Hamidullah contends that Muslims have always thought of war as something unavoidable, but not desired. Like Mawdudi he also points out that life can be taken in the case of defense. But he goes further to include other justifications such as sympathetic, and punitive.  He explains that Muslims can take lives in war where they are defending their allies.

Zuhayli on his part contends that war is a necessary aspect of human existence, one sanctioned by the Quran for self-defense and preserving a just society.  Like Mawdudi, he argues that war can be waged against those who block the preaching of Islam. He does not explain how the explosion of technology affects the way Islam is preached or how the ever tight state borders affect the preaching of Islam. Whereas it was easier to enforce this justification in the early centuries of Islam, the modern world poses numerous challenges. There are now laws which stipulate what one can do beyond the borders of his or her country. Nowadays, preaching is an activity that is well undertaken by none state actors who do not have much power compared to governments.

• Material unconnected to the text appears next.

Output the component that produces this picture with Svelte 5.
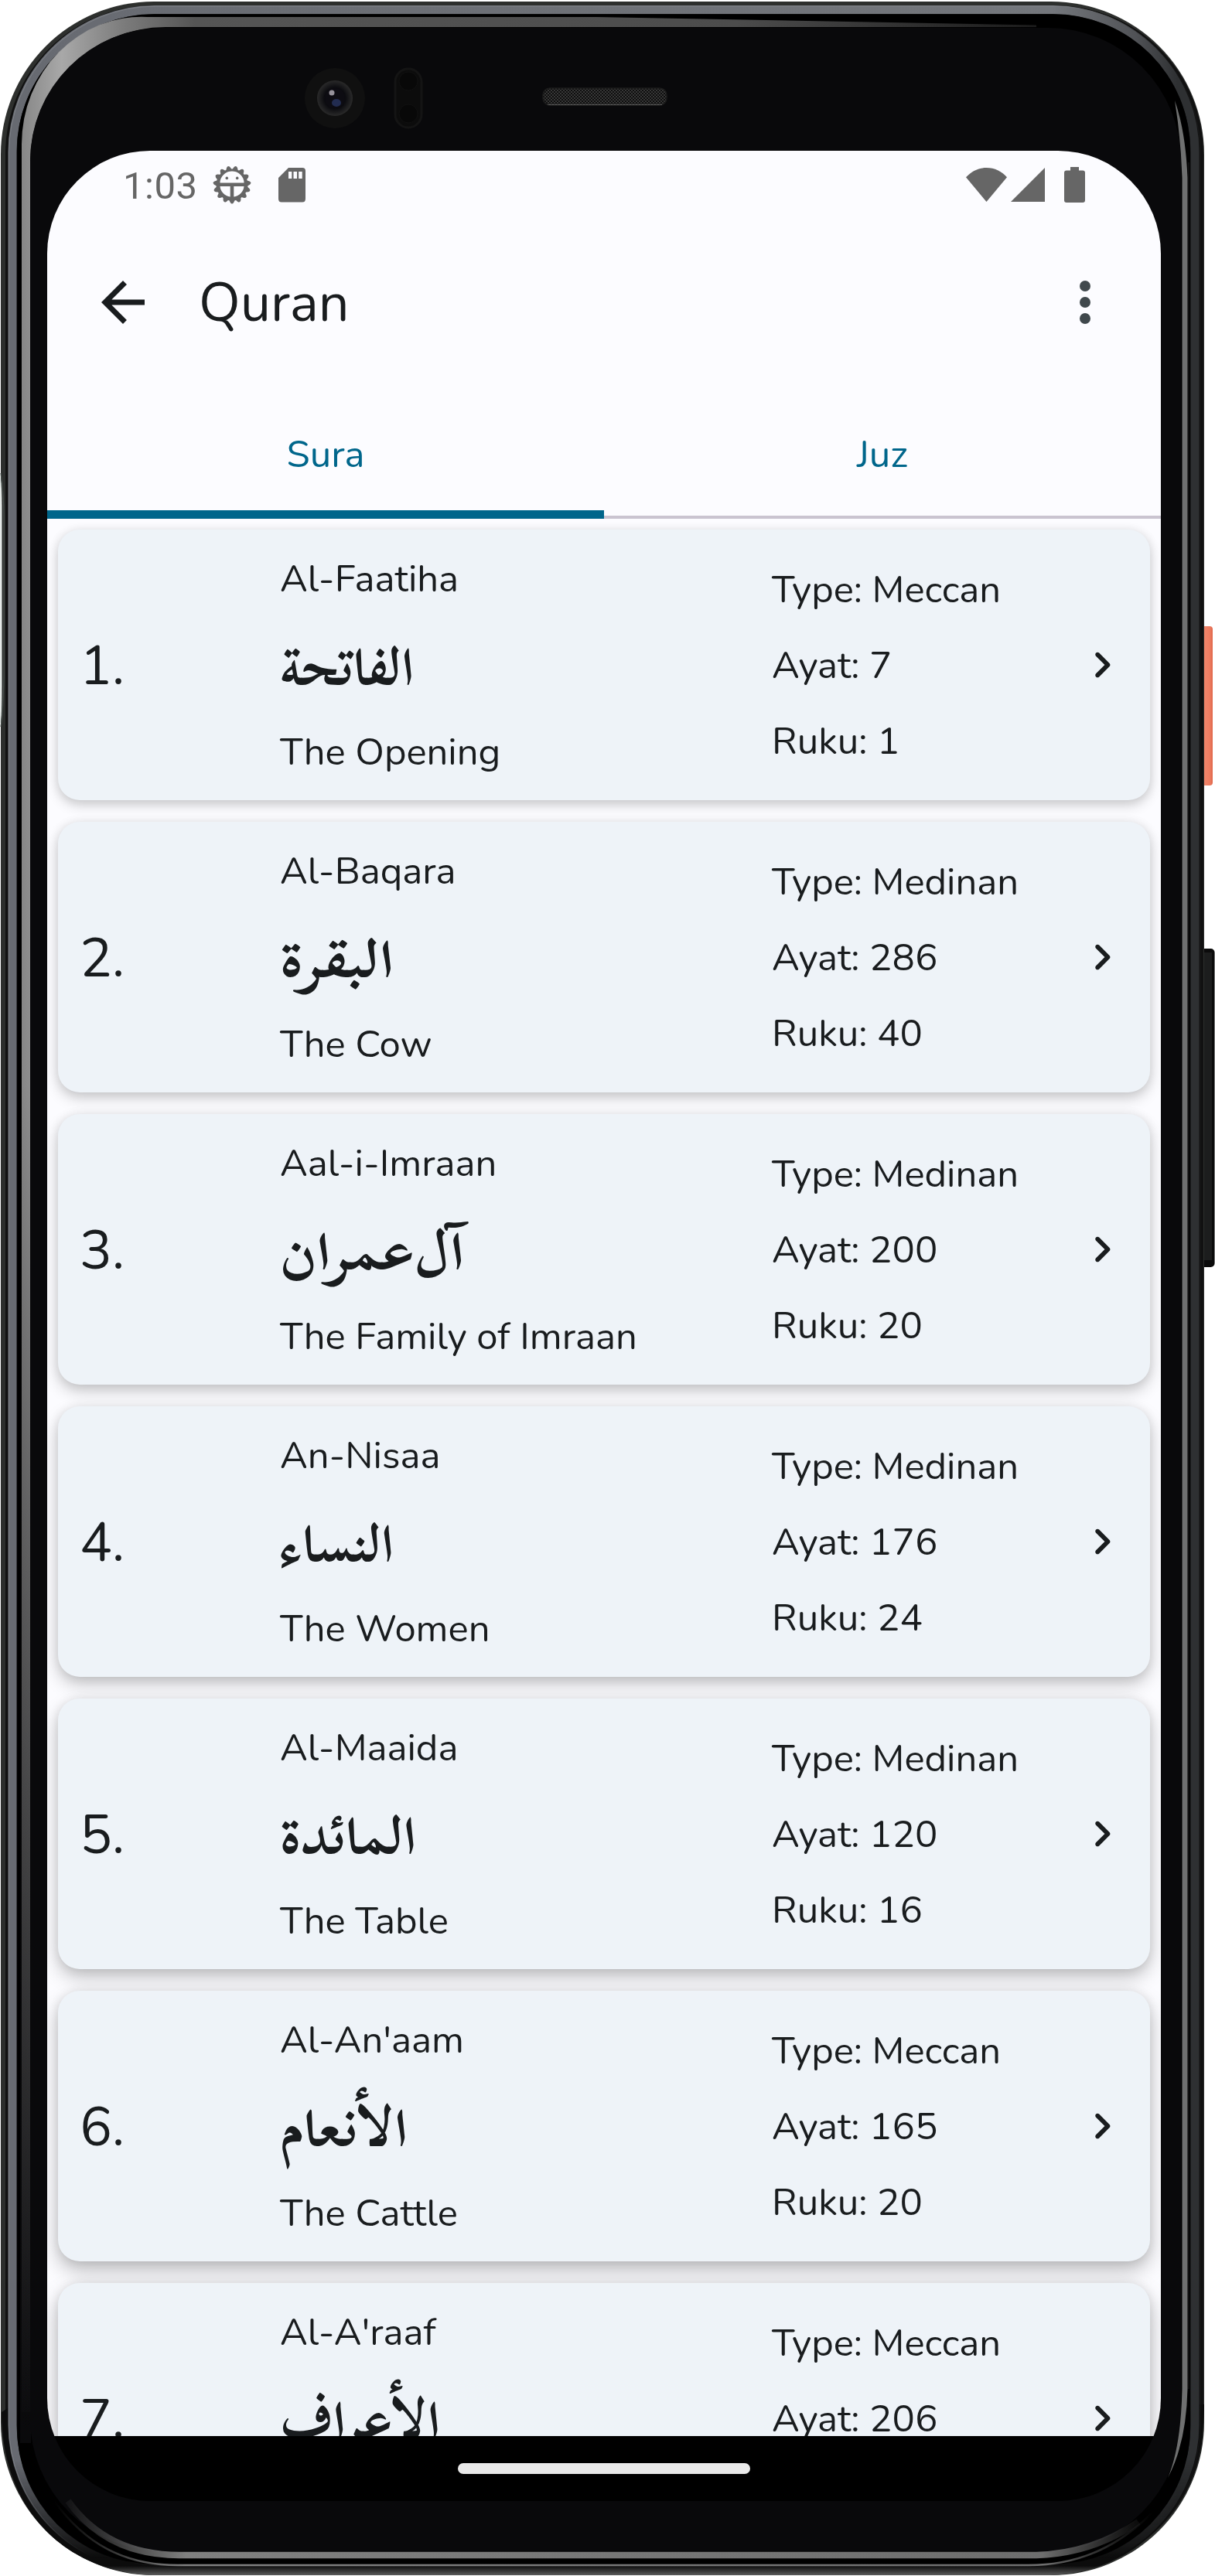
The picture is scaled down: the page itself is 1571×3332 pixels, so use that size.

The three scholar’s views on jus in bello are well aligned with the Geneva conventions and the Just War Theory. They all draw a distinction between combatants and ex-combatants and then goes ahead to state that ex-combatants must not be killed. They also concur that prisoners of war should not be killed; instead, they should be set free or ransomed. On Weapons of Mass Destructions, the scholars disagree. Mawdudi argues that Muslims are obliged to develop and acquire all types of weapons (Q 8:60). Zuhayla contents that WMD should be permitted but must only be used as a last resort and only in retaliation.